This is the real story here. The algorithm is incidental.

3 comments

Can't agree with this. Even if it was just feeding a list to human investigators, who fairly investigated each case, there's still the significant issue of how the list is determined.

For example, the tax authority in your country right now catches a small portion of overall fraud. I give them a list of "hot leads" of fraudsters that's really just a list of all the ethnic minorities I hate. Obviously, even if they fairly investigate everyone, and nobody who's not defrauding loses out, this practice would be deeply racist and disproportionately punish the minority.

In short, we can't human-wash this problem at the end. Even if everyone punished was a fraudster, strong bias in the initial list is still clearly an issue.

Whilst you are right in general that biased algorithms are bad even when people using them are good, the problem in _this_ scandal was the the people using the algorithm were trigger-happy, and partially so in a biased way.
I only have as much information as is included in the original article, but this seems like a big issue to me:

>Having dual nationality was marked as a big risk indicator, as was a low income.

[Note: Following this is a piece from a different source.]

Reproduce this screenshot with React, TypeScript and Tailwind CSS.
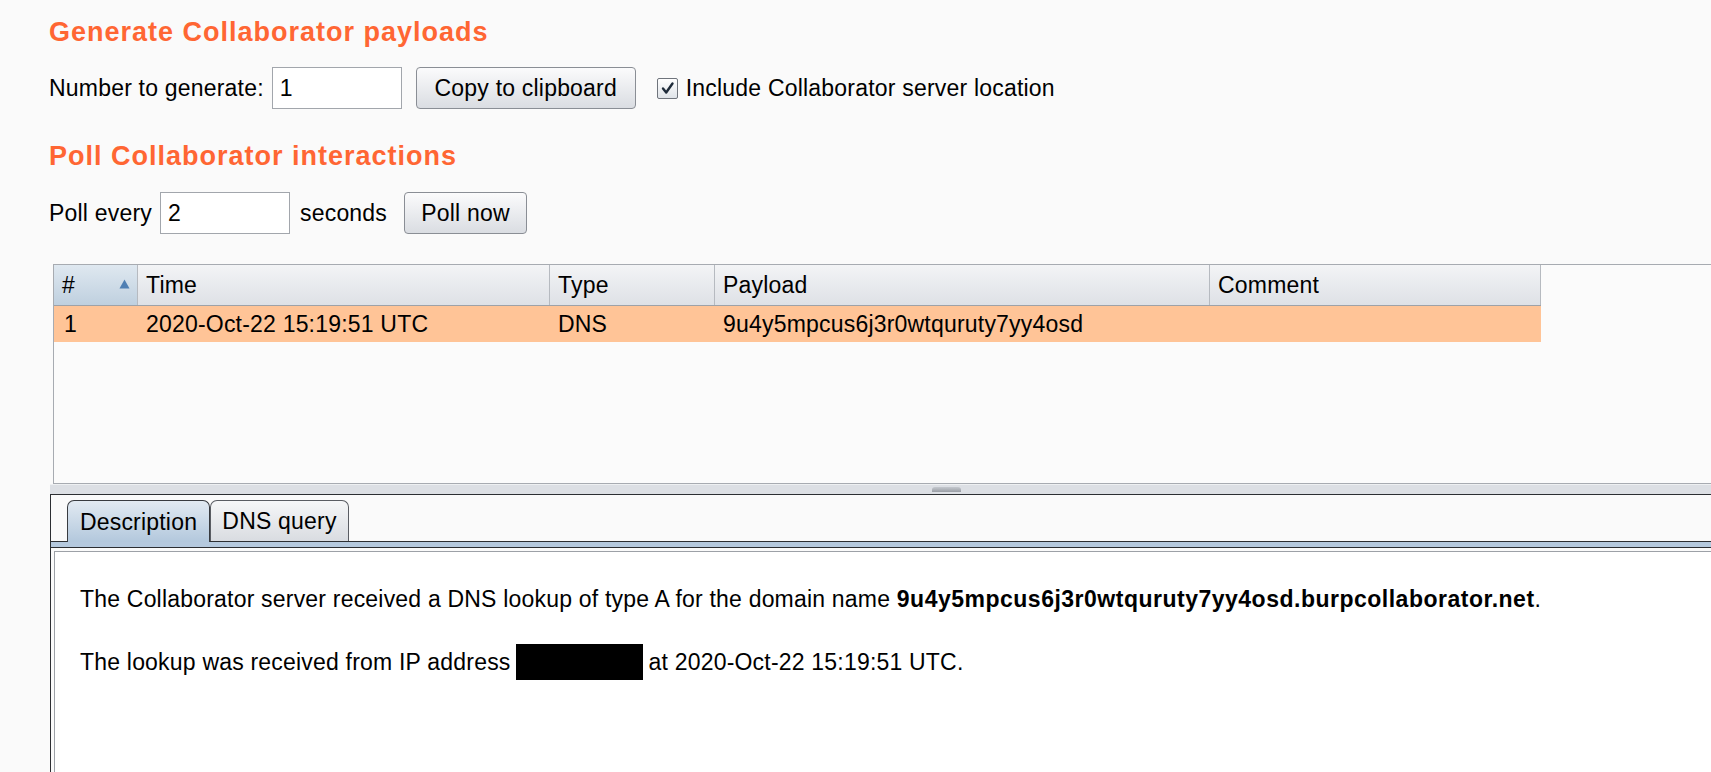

Again, even if these cases were all impartially investigated, you're still explicitly targeting low-income people and dual-nationals, probably significantly more likely to be an ethnic minority. I think the algorithm is a worthwhile story, not just the trigger-happy authorities.

That is indeed a big problem. I wouldn't be surprised if this marking as a risk factor wasn't even backed by data. (Note that even if it was backed by data, it would still be wrong).
> Note that even if it was backed by data, it would still be wrong.

Is it? This is the big question, as far as I can see. If my country has green people and blue people, and green people are overwhelmingly more likely to commit fraud, is it wrong to require additional fraud checks on the basis of being green?

Note that this isn't a conviction. It's accepted that the standard is not so exacting that no one innocent must be subject to investigation - that would be impossible under realistic circumstances. (Hell, even convictions don't meet that standard.)

On the other hand, I do accept the argument that you would have to be very, very cautious that you don't end up with a feedback loop if you did this - in other words, a system where you keep convicting green people because you investigate them, and the data therefore keep suggesting that green people have a greater propensity for crime, and so forth. That's undoubtedly happening in many countries, I'm sure.

This is getting off-topic. But it still is.

I'll stipulate that in this scenario the data themselves are not actually biased. Whilst in reality these data often are biased by things like disproportionate policing and heavy punishhment.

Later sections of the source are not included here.